__Task to carry out__:
With the images removed, repeat the data below exactly.

__Source excerpt__:
— BEGIN —

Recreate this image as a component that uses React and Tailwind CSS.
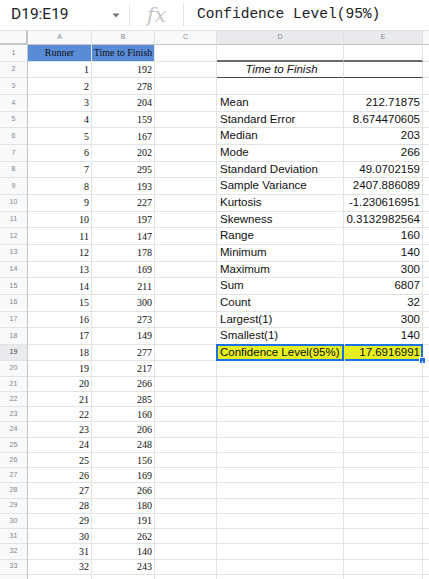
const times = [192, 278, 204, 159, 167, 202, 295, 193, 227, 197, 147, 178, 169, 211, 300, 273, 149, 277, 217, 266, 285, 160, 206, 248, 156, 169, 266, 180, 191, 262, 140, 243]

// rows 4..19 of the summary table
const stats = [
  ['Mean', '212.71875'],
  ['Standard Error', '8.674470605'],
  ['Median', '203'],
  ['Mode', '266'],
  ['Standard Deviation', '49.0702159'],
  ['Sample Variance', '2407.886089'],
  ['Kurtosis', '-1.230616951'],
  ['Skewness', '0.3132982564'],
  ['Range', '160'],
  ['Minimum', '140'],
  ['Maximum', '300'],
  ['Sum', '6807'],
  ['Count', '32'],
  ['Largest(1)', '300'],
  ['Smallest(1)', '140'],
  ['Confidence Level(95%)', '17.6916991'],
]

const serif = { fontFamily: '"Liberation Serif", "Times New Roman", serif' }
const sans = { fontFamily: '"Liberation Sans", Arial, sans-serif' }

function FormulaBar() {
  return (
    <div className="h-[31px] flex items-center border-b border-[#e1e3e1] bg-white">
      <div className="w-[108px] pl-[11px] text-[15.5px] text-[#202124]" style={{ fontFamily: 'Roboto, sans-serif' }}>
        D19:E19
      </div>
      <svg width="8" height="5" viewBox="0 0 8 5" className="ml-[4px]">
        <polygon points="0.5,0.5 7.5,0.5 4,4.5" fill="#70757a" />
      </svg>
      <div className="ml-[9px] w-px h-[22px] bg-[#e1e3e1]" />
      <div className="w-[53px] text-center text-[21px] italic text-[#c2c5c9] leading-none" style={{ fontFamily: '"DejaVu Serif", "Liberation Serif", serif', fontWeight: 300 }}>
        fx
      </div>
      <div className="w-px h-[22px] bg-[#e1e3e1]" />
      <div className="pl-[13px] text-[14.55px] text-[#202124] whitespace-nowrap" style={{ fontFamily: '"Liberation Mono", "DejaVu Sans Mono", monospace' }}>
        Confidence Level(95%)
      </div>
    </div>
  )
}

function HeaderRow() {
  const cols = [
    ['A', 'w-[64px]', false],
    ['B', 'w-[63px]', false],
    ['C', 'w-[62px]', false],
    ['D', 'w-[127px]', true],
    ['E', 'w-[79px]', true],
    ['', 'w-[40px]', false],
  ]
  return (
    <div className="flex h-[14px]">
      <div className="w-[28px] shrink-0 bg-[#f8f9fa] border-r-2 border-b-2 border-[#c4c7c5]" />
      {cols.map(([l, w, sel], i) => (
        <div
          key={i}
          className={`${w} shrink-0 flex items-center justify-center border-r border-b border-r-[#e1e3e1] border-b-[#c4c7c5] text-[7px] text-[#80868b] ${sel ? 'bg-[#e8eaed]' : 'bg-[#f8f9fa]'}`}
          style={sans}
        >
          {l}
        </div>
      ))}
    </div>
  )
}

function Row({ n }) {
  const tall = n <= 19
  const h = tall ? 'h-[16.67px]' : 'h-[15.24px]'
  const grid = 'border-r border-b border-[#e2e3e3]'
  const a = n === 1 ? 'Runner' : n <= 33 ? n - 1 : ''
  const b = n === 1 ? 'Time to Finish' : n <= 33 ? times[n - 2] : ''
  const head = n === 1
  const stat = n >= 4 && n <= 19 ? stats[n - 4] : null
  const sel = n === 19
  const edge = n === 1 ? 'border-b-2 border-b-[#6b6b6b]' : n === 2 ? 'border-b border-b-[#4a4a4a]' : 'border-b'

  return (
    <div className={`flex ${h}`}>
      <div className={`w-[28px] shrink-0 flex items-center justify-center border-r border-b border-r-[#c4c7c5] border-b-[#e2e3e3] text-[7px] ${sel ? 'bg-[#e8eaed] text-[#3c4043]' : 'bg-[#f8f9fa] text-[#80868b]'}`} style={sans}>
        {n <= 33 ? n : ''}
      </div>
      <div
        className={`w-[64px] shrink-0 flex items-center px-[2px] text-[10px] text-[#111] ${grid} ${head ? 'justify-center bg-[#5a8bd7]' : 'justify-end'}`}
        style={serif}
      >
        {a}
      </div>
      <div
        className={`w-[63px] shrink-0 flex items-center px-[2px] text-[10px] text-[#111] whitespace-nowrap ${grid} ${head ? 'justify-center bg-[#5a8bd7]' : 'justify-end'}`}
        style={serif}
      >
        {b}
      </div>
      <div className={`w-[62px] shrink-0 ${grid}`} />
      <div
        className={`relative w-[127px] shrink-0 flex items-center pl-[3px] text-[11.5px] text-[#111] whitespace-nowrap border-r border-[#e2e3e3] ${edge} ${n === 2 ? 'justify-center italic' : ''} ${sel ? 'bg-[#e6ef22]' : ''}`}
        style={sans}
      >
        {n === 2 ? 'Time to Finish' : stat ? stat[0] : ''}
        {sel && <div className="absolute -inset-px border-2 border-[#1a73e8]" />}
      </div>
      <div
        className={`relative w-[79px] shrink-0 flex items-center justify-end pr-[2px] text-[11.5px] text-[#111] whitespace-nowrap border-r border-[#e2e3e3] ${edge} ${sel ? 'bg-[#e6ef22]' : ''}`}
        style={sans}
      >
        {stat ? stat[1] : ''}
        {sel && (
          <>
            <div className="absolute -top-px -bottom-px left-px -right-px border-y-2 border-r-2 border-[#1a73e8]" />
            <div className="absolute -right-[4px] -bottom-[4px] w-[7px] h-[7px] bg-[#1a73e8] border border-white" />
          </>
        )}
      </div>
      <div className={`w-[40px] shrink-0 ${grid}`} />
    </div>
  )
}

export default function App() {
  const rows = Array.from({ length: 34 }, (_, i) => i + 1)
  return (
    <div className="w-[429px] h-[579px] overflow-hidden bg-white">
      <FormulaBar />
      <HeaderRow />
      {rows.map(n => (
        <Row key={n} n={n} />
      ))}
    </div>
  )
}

— END —

__Completed exercise__:
Recreate this image as a component that uses React and Tailwind CSS.
const times = [192, 278, 204, 159, 167, 202, 295, 193, 227, 197, 147, 178, 169, 211, 300, 273, 149, 277, 217, 266, 285, 160, 206, 248, 156, 169, 266, 180, 191, 262, 140, 243]

// rows 4..19 of the summary table
const stats = [
  ['Mean', '212.71875'],
  ['Standard Error', '8.674470605'],
  ['Median', '203'],
  ['Mode', '266'],
  ['Standard Deviation', '49.0702159'],
  ['Sample Variance', '2407.886089'],
  ['Kurtosis', '-1.230616951'],
  ['Skewness', '0.3132982564'],
  ['Range', '160'],
  ['Minimum', '140'],
  ['Maximum', '300'],
  ['Sum', '6807'],
  ['Count', '32'],
  ['Largest(1)', '300'],
  ['Smallest(1)', '140'],
  ['Confidence Level(95%)', '17.6916991'],
]

const serif = { fontFamily: '"Liberation Serif", "Times New Roman", serif' }
const sans = { fontFamily: '"Liberation Sans", Arial, sans-serif' }

function FormulaBar() {
  return (
    <div className="h-[31px] flex items-center border-b border-[#e1e3e1] bg-white">
      <div className="w-[108px] pl-[11px] text-[15.5px] text-[#202124]" style={{ fontFamily: 'Roboto, sans-serif' }}>
        D19:E19
      </div>
      <svg width="8" height="5" viewBox="0 0 8 5" className="ml-[4px]">
        <polygon points="0.5,0.5 7.5,0.5 4,4.5" fill="#70757a" />
      </svg>
      <div className="ml-[9px] w-px h-[22px] bg-[#e1e3e1]" />
      <div className="w-[53px] text-center text-[21px] italic text-[#c2c5c9] leading-none" style={{ fontFamily: '"DejaVu Serif", "Liberation Serif", serif', fontWeight: 300 }}>
        fx
      </div>
      <div className="w-px h-[22px] bg-[#e1e3e1]" />
      <div className="pl-[13px] text-[14.55px] text-[#202124] whitespace-nowrap" style={{ fontFamily: '"Liberation Mono", "DejaVu Sans Mono", monospace' }}>
        Confidence Level(95%)
      </div>
    </div>
  )
}

function HeaderRow() {
  const cols = [
    ['A', 'w-[64px]', false],
    ['B', 'w-[63px]', false],
    ['C', 'w-[62px]', false],
    ['D', 'w-[127px]', true],
    ['E', 'w-[79px]', true],
    ['', 'w-[40px]', false],
  ]
  return (
    <div className="flex h-[14px]">
      <div className="w-[28px] shrink-0 bg-[#f8f9fa] border-r-2 border-b-2 border-[#c4c7c5]" />
      {cols.map(([l, w, sel], i) => (
        <div
          key={i}
          className={`${w} shrink-0 flex items-center justify-center border-r border-b border-r-[#e1e3e1] border-b-[#c4c7c5] text-[7px] text-[#80868b] ${sel ? 'bg-[#e8eaed]' : 'bg-[#f8f9fa]'}`}
          style={sans}
        >
          {l}
        </div>
      ))}
    </div>
  )
}

function Row({ n }) {
  const tall = n <= 19
  const h = tall ? 'h-[16.67px]' : 'h-[15.24px]'
  const grid = 'border-r border-b border-[#e2e3e3]'
  const a = n === 1 ? 'Runner' : n <= 33 ? n - 1 : ''
  const b = n === 1 ? 'Time to Finish' : n <= 33 ? times[n - 2] : ''
  const head = n === 1
  const stat = n >= 4 && n <= 19 ? stats[n - 4] : null
  const sel = n === 19
  const edge = n === 1 ? 'border-b-2 border-b-[#6b6b6b]' : n === 2 ? 'border-b border-b-[#4a4a4a]' : 'border-b'

  return (
    <div className={`flex ${h}`}>
      <div className={`w-[28px] shrink-0 flex items-center justify-center border-r border-b border-r-[#c4c7c5] border-b-[#e2e3e3] text-[7px] ${sel ? 'bg-[#e8eaed] text-[#3c4043]' : 'bg-[#f8f9fa] text-[#80868b]'}`} style={sans}>
        {n <= 33 ? n : ''}
      </div>
      <div
        className={`w-[64px] shrink-0 flex items-center px-[2px] text-[10px] text-[#111] ${grid} ${head ? 'justify-center bg-[#5a8bd7]' : 'justify-end'}`}
        style={serif}
      >
        {a}
      </div>
      <div
        className={`w-[63px] shrink-0 flex items-center px-[2px] text-[10px] text-[#111] whitespace-nowrap ${grid} ${head ? 'justify-center bg-[#5a8bd7]' : 'justify-end'}`}
        style={serif}
      >
        {b}
      </div>
      <div className={`w-[62px] shrink-0 ${grid}`} />
      <div
        className={`relative w-[127px] shrink-0 flex items-center pl-[3px] text-[11.5px] text-[#111] whitespace-nowrap border-r border-[#e2e3e3] ${edge} ${n === 2 ? 'justify-center italic' : ''} ${sel ? 'bg-[#e6ef22]' : ''}`}
        style={sans}
      >
        {n === 2 ? 'Time to Finish' : stat ? stat[0] : ''}
        {sel && <div className="absolute -inset-px border-2 border-[#1a73e8]" />}
      </div>
      <div
        className={`relative w-[79px] shrink-0 flex items-center justify-end pr-[2px] text-[11.5px] text-[#111] whitespace-nowrap border-r border-[#e2e3e3] ${edge} ${sel ? 'bg-[#e6ef22]' : ''}`}
        style={sans}
      >
        {stat ? stat[1] : ''}
        {sel && (
          <>
            <div className="absolute -top-px -bottom-px left-px -right-px border-y-2 border-r-2 border-[#1a73e8]" />
            <div className="absolute -right-[4px] -bottom-[4px] w-[7px] h-[7px] bg-[#1a73e8] border border-white" />
          </>
        )}
      </div>
      <div className={`w-[40px] shrink-0 ${grid}`} />
    </div>
  )
}

export default function App() {
  const rows = Array.from({ length: 34 }, (_, i) => i + 1)
  return (
    <div className="w-[429px] h-[579px] overflow-hidden bg-white">
      <FormulaBar />
      <HeaderRow />
      {rows.map(n => (
        <Row key={n} n={n} />
      ))}
    </div>
  )
}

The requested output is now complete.